The vice-president informed him that they were going to close down the club immediately. Nothing he said would make a difference; they were there just to inform him, the press conference was already called in. Ever the consummate professional, Henry was clear that the management needed to speak to the players immediately, without delay, to break the news to them.
“I don’t want them to hear from outsiders.” He turned down the four lakhs they offered him to speak to the press that had already started swamping his house as he’d find out a few hours later, driving back after a hard day’s night. There’s a hint of what-could-have-been in his tone even now when he tells me that the players had even agreed to go without pay if allowed to play that final game and be given a shot at being champions.

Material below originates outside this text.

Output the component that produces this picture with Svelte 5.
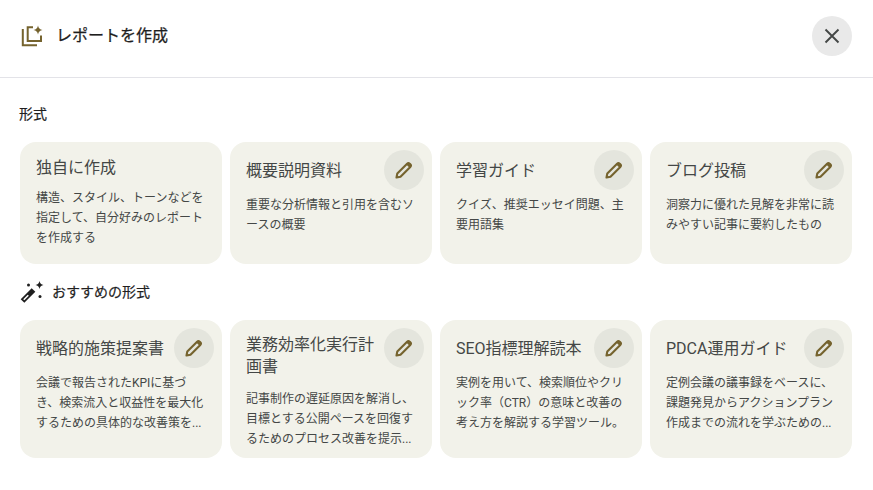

“Virtue cannot separate itself from reality.”
– Albert Camus
Camus’ whole life was devoted to, as he revealed in his essays ‘The Rebel’, against the philosophies of nihilism, while delving deeply into the virtues of human nature, self-awareness and a constant struggle of finding purpose. The joy of journey. “The struggle itself is enough to fill a man’s heart and mind,” wrote Camus in The Myth of Sisyphus. It’s little surprise, Henry Menezes finds himself seated where he is, talking to Football Paradise, in his office at the Cooperage Grounds. Little after Mahindra United, the dauntless Henry Menezes, befitting the character of the goalkeeper, brushed himself off and took aim at the stars, took a long punt, mailed in his plans for Maharashtrian football to AIFF President, Praful Patel, setting into motion a move that will edge him closer to his one true, unenviable goal – setting Indian football right as the CEO of Western India Football Federation. One must imagine Henry Menezes happy.